The Ukrainian authorities have not commented on the strikes.
It was unclear whether the barrage was intended to threaten the parade, because Kyiv has been routinely shooting at Russia with long-range drones, answering the nightly Russian bombardments of Ukraine. Russian drones on Tuesday hit the cities of Sumy, Kharkiv and Odesa, killing four people and wounding at least another 24, according to local officials.
Russia has said about 20 heads of state including China’s president, Xi Jinping, have accepted invitations to the parade, in Red Square, on Friday; President Vladimir V. Putin has asked for a three-day truce in the war for the occasion.

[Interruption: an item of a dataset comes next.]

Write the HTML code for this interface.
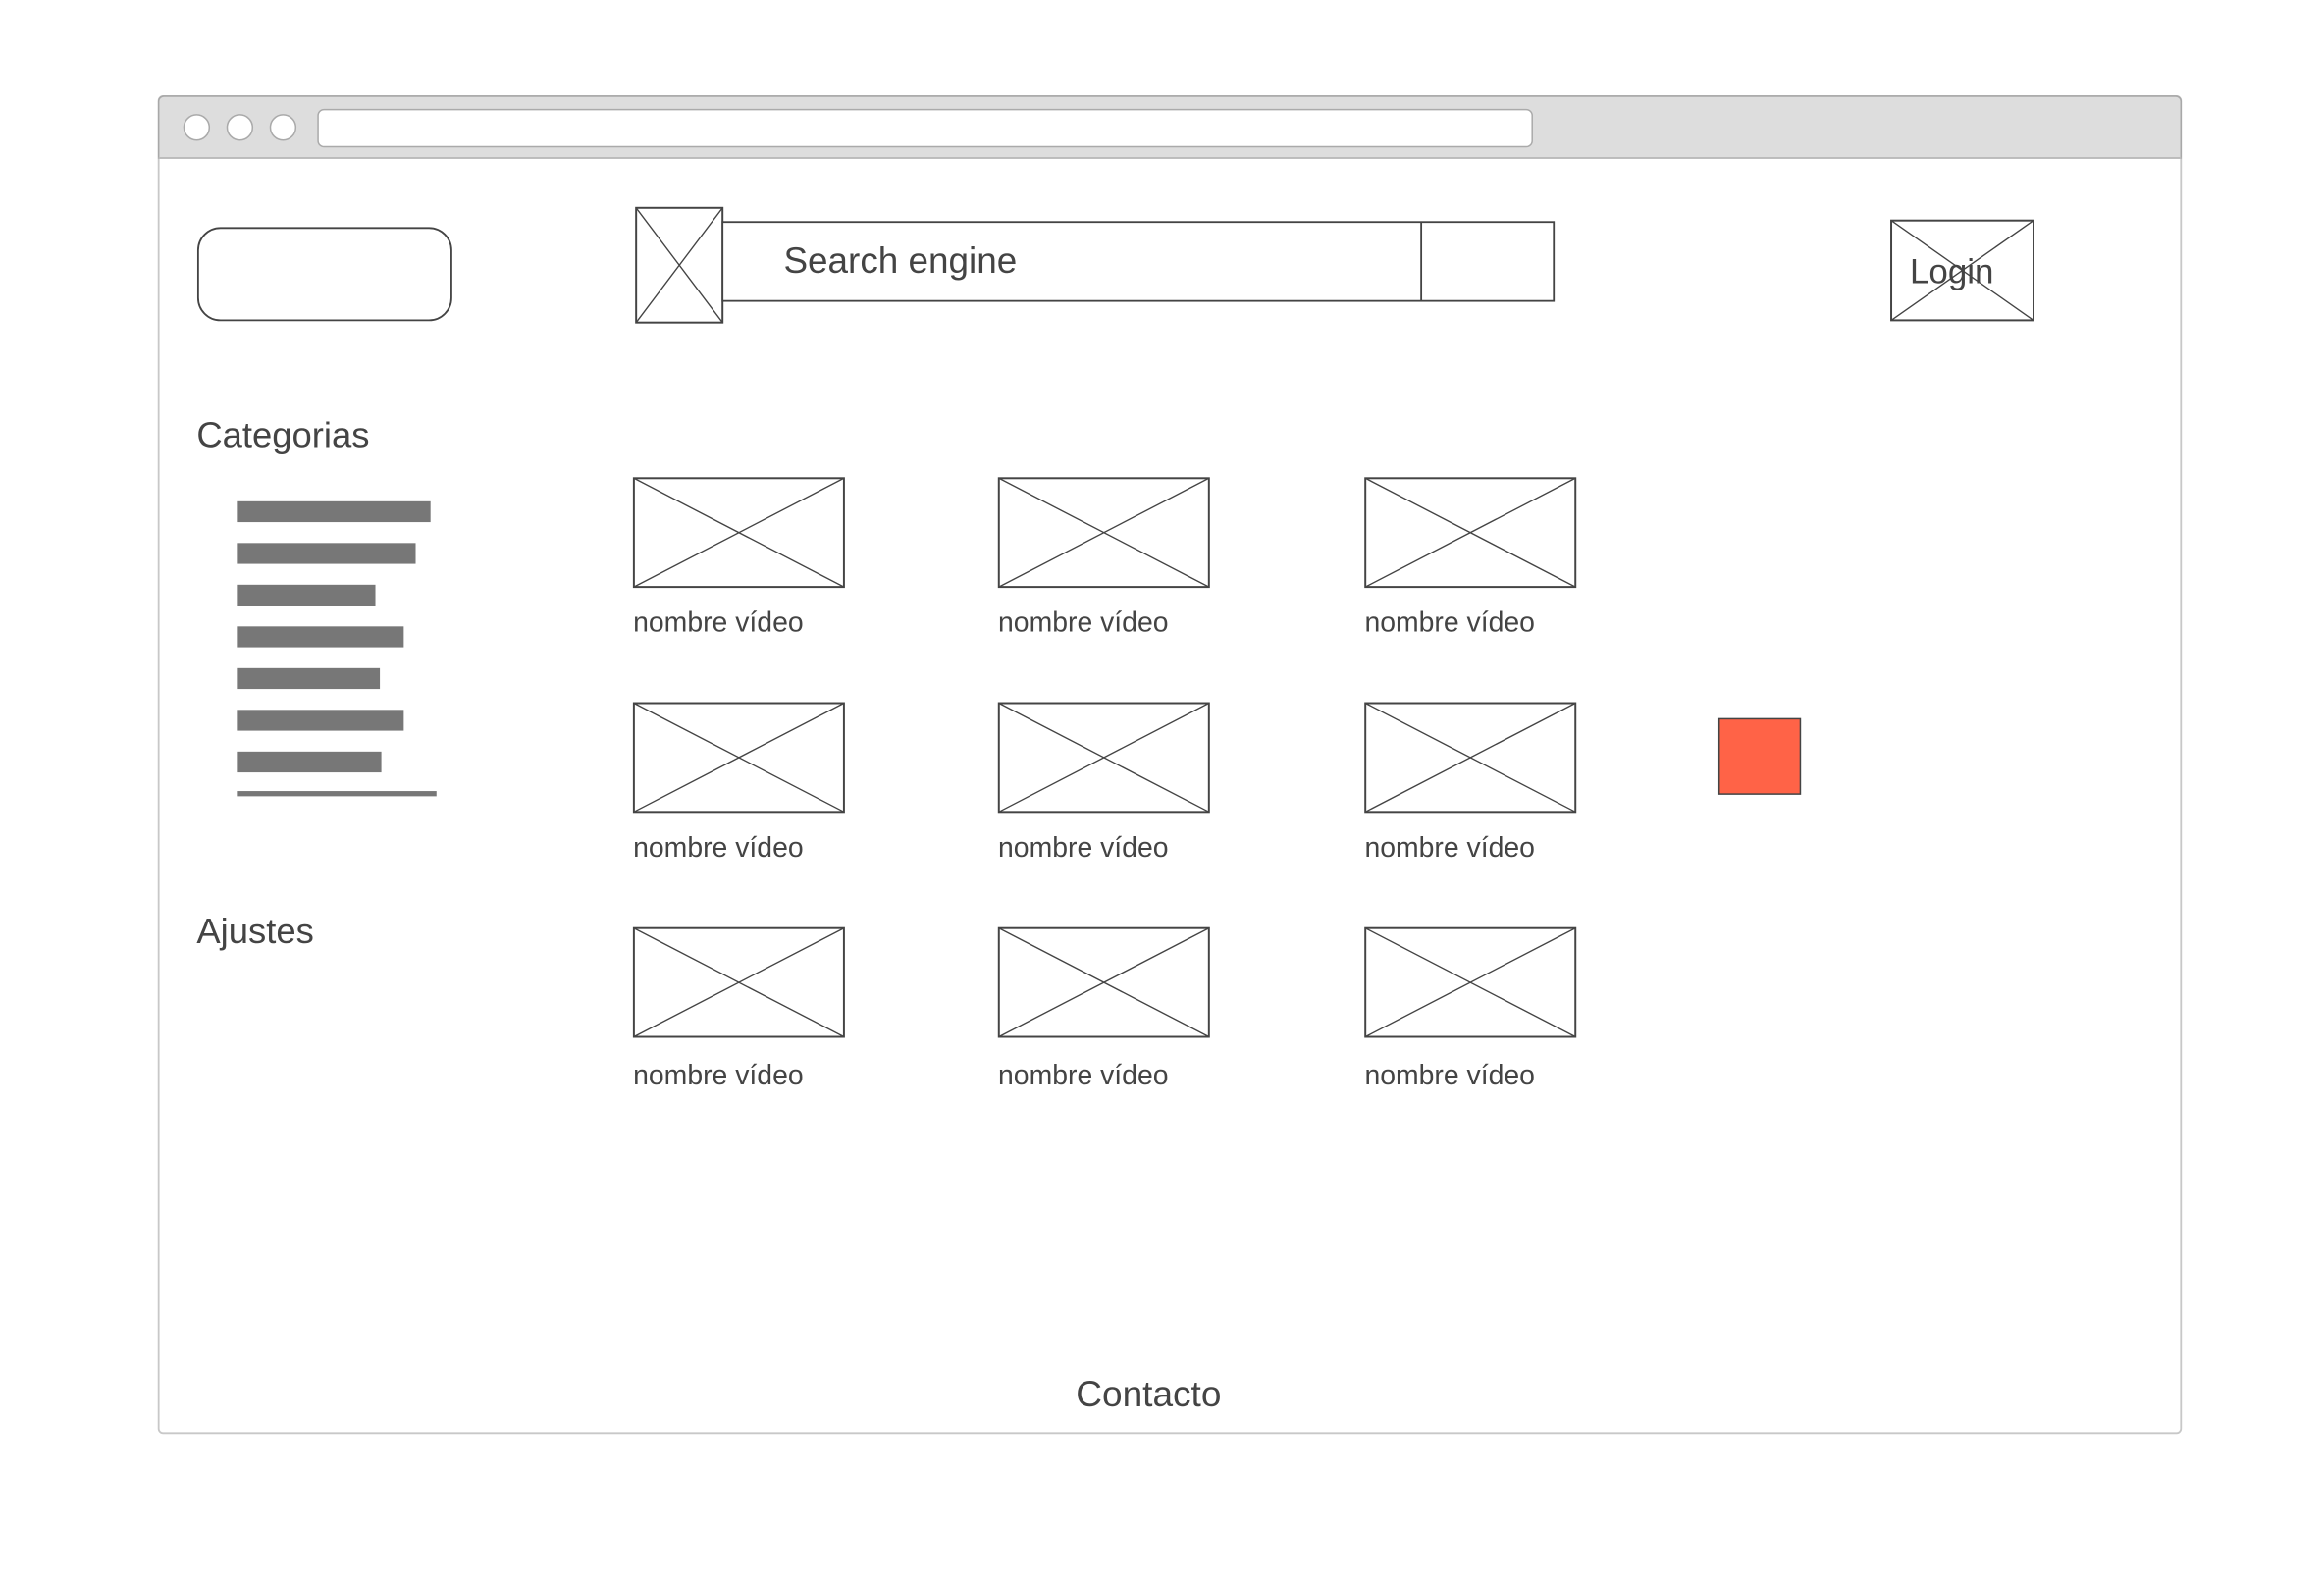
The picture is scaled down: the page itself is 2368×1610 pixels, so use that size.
<!DOCTYPE html>
<html><head><meta charset="utf-8"><style>
html,body{margin:0;padding:0;background:#fff;width:2368px;height:1610px;overflow:hidden}
svg{display:block}
text{font-family:"Liberation Sans",Arial,sans-serif;fill:#444}
</style></head><body>
<svg width="2368" height="1610" viewBox="0 0 1560 1060.6" xmlns="http://www.w3.org/2000/svg">
<defs>
<g id="img"><rect x="0" y="0" width="141" height="73" fill="#fff" stroke="#444" stroke-width="1.3"/><path d="M0 0L141 73M141 0L0 73" stroke="#444" stroke-width="0.9" fill="none"/></g>
</defs>
<rect x="106.5" y="64.5" width="1357.5" height="897.5" rx="3" fill="#fff" stroke="#c8c8c8" stroke-width="1.2"/>
<path d="M106.5 106V68a3.5 3.5 0 0 1 3.5-3.5h1350.5a3.5 3.5 0 0 1 3.5 3.5V106Z" fill="#ddd" stroke="#a8a8a8" stroke-width="1"/>
<line x1="106.5" y1="106" x2="1464" y2="106" stroke="#bbb" stroke-width="1.2"/>
<circle cx="132" cy="85.5" r="8.5" fill="#fff" stroke="#aaa" stroke-width="1"/>
<circle cx="161" cy="85.5" r="8.5" fill="#fff" stroke="#aaa" stroke-width="1"/>
<circle cx="190" cy="85.5" r="8.5" fill="#fff" stroke="#aaa" stroke-width="1"/>
<rect x="213.5" y="73.5" width="815" height="25" rx="4" fill="#fff" stroke="#aaa" stroke-width="1"/>
<rect x="133" y="153" width="170" height="62" rx="15" fill="#fff" stroke="#444" stroke-width="1.2"/>
<rect x="427" y="139.5" width="58" height="77" fill="#fff" stroke="#444" stroke-width="1.3"/>
<path d="M427 139.5L485 216.5M485 139.5L427 216.5" stroke="#444" stroke-width="0.9"/>
<rect x="485" y="149" width="558" height="53" fill="#fff" stroke="#444" stroke-width="1.2"/>
<line x1="954" y1="149" x2="954" y2="202" stroke="#444" stroke-width="1.2"/>
<text x="526" y="183" font-size="24.3">Search engine</text>
<rect x="1269.5" y="148" width="95.5" height="67" fill="#fff" stroke="#444" stroke-width="1.3"/>
<path d="M1269.5 148L1365 215M1365 148L1269.5 215" stroke="#444" stroke-width="0.9"/>
<text x="1282" y="190" font-size="23">Login</text>
<text x="132" y="300" font-size="24">Categorias</text>
<g fill="#777">
<rect x="159" y="336.5" width="130" height="14"/>
<rect x="159" y="364.5" width="120" height="14"/>
<rect x="159" y="392.5" width="93" height="14"/>
<rect x="159" y="420.5" width="112" height="14"/>
<rect x="159" y="448.5" width="96" height="14"/>
<rect x="159" y="476.5" width="112" height="14"/>
<rect x="159" y="504.5" width="97" height="14"/>
<rect x="159" y="531" width="134" height="3.5"/>
</g>
<text x="132" y="633" font-size="24">Ajustes</text>
<use href="#img" x="425.5" y="321"/><use href="#img" x="670.5" y="321"/><use href="#img" x="916.5" y="321"/>
<use href="#img" x="425.5" y="472"/><use href="#img" x="670.5" y="472"/><use href="#img" x="916.5" y="472"/>
<use href="#img" x="425.5" y="623"/><use href="#img" x="670.5" y="623"/><use href="#img" x="916.5" y="623"/>
<g font-size="18.7">
<text x="425" y="424">nombre vídeo</text><text x="670" y="424">nombre vídeo</text><text x="916" y="424">nombre vídeo</text>
<text x="425" y="575">nombre vídeo</text><text x="670" y="575">nombre vídeo</text><text x="916" y="575">nombre vídeo</text>
<text x="425" y="728">nombre vídeo</text><text x="670" y="728">nombre vídeo</text><text x="916" y="728">nombre vídeo</text>
</g>
<rect x="1154" y="482.5" width="54.5" height="50.5" fill="#ff6347" stroke="#444" stroke-width="1"/>
<text x="771" y="944" font-size="24.4" text-anchor="middle">Contacto</text>
</svg>
</body></html>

President Volodymyr Zelensky of Ukraine has rejected that proposal unless Russia agrees to extend any cease-fire for at least 30 days, calling the shorter truce too limited. He has also said that the cease-fire was offered only to put guests of the parade at ease.
The United States has supported the 30-day truce. But President Trump on Monday characterized the Russian offer as a step forward.
“President Putin just announced a three-day cease-fire, which doesn’t sound like much but it’s a lot if you knew where we started from,” Mr. Trump told reporters on Monday. “We’ve come a long way. It could be something will happen, but hopefully it will.”
Last week, Mr. Trump’s envoy to Ukraine in cease-fire talks, Gen. Keith Kellogg, in an interview with Fox News, criticized the Russian offer as “absurd.” General Kellogg said that “what the president wants is a permanent, comprehensive cease-fire, sea, air, land, infrastructure, for a minimum of 30 days.” He added that “the president has this one right on the money, and that’s where we want to go.”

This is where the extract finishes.